>>>
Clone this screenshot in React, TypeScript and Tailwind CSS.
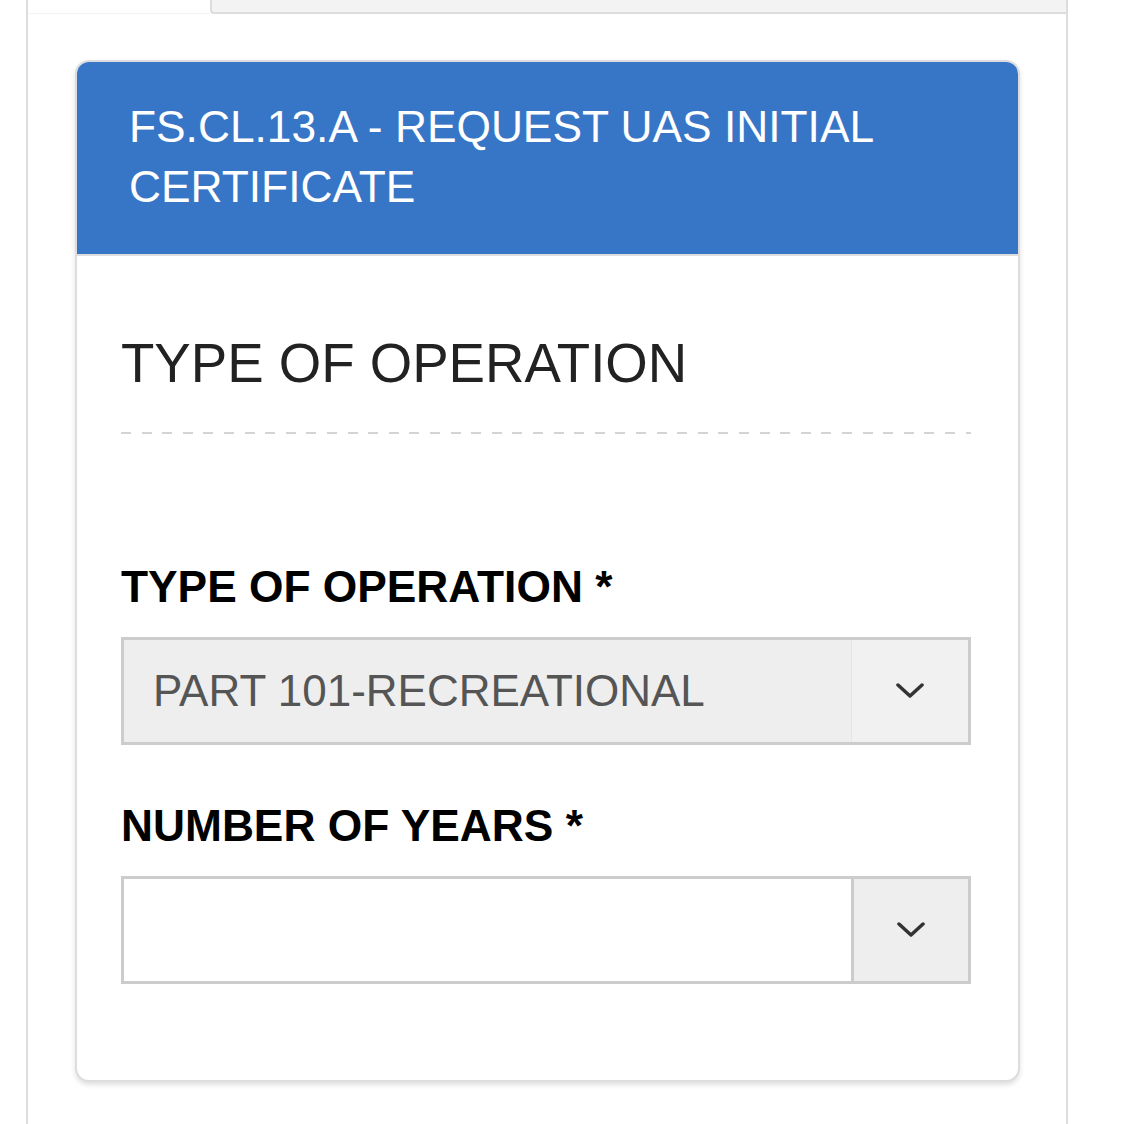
const font = { fontFamily: '"Liberation Sans", Arial, Helvetica, sans-serif' };

function Chevron() {
    return (
        <svg width="28" height="16" viewBox="0 0 28 16" fill="none" className="text-[#333]">
            <path d="M2 2 L14 13 L26 2" stroke="currentColor" strokeWidth="3.5" strokeLinecap="round" strokeLinejoin="round" />
        </svg>
    );
}

interface SelectBoxProps {
    value?: string;
    filled?: boolean;
}

function SelectBox({ value, filled }: SelectBoxProps) {
    return (
        <div
            className={`flex h-[108px] border-[3px] border-[#cccccc] ${filled ? 'bg-[#eeeeee]' : 'bg-white'}`}
        >
            <div className="flex flex-1 items-center pl-[29px] text-[44px] text-[#555555]">
                {value}
            </div>
            <div
                className={`flex w-[117px] items-center justify-center ${
                    filled ? 'bg-[#f1f1f1] border-l border-[#e6e6e6]' : 'bg-[#eeeeee] border-l-[3px] border-[#cccccc]'
                }`}
            >
                <Chevron />
            </div>
        </div>
    );
}

export default function App() {
    return (
        <div className="min-h-[1124px] bg-white" style={font}>
            <div className="ml-[26px] w-[1042px] min-h-[1124px] border-x-2 border-[#dddddd]">
                {/* tab strip */}
                <div className="flex h-[14px]">
                    <div className="w-[182px] border-b border-[#f3f3f3]" />
                    <div className="flex-1 rounded-bl-[4px] border-l-2 border-b-2 border-[#dddddd] bg-[#f3f3f3]" />
                </div>

                {/* card */}
                <div className="ml-[47px] mr-[46px] mt-[46px] overflow-hidden rounded-[14px] border-2 border-[#dddddd] bg-white shadow-[0_3px_5px_rgba(0,0,0,0.12)]">
                    <div className="border-b-2 border-[#dddddd] bg-[#3776c6] px-[52px] pt-[35px] pb-[37px] text-[44.3px] leading-[60px] text-white">
                        FS.CL.13.A - REQUEST UAS INITIAL CERTIFICATE
                    </div>

                    <div className="pl-[44px] pr-[47px] pt-[78px] pb-[96px]">
                        <h2 className="text-[54.6px] leading-[60px] text-[#222222]">TYPE OF OPERATION</h2>
                        <div className="mt-[38px] h-[2px] bg-[repeating-linear-gradient(to_right,#d4d4d4_0,#d4d4d4_10px,transparent_10px,transparent_20.6px)]" />

                        <label className="mt-[128px] block text-[44.3px] font-bold leading-[50px] text-black">
                            TYPE OF OPERATION *
                        </label>
                        <div className="mt-[25px]">
                            <SelectBox value="PART 101-RECREATIONAL" filled />
                        </div>

                        <label className="mt-[56px] block text-[44.3px] font-bold leading-[50px] text-black">
                            NUMBER OF YEARS *
                        </label>
                        <div className="mt-[25px]">
                            <SelectBox />
                        </div>
                    </div>
                </div>
            </div>
        </div>
    );
}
<<<
Everything from the first line of the listing above through the line that contains "Arial, Helvetica, sans-serif'" is to be restated word for word, minus the pictures.

Clone this screenshot in React, TypeScript and Tailwind CSS.
const font = { fontFamily: '"Liberation Sans", Arial, Helvetica, sans-serif' };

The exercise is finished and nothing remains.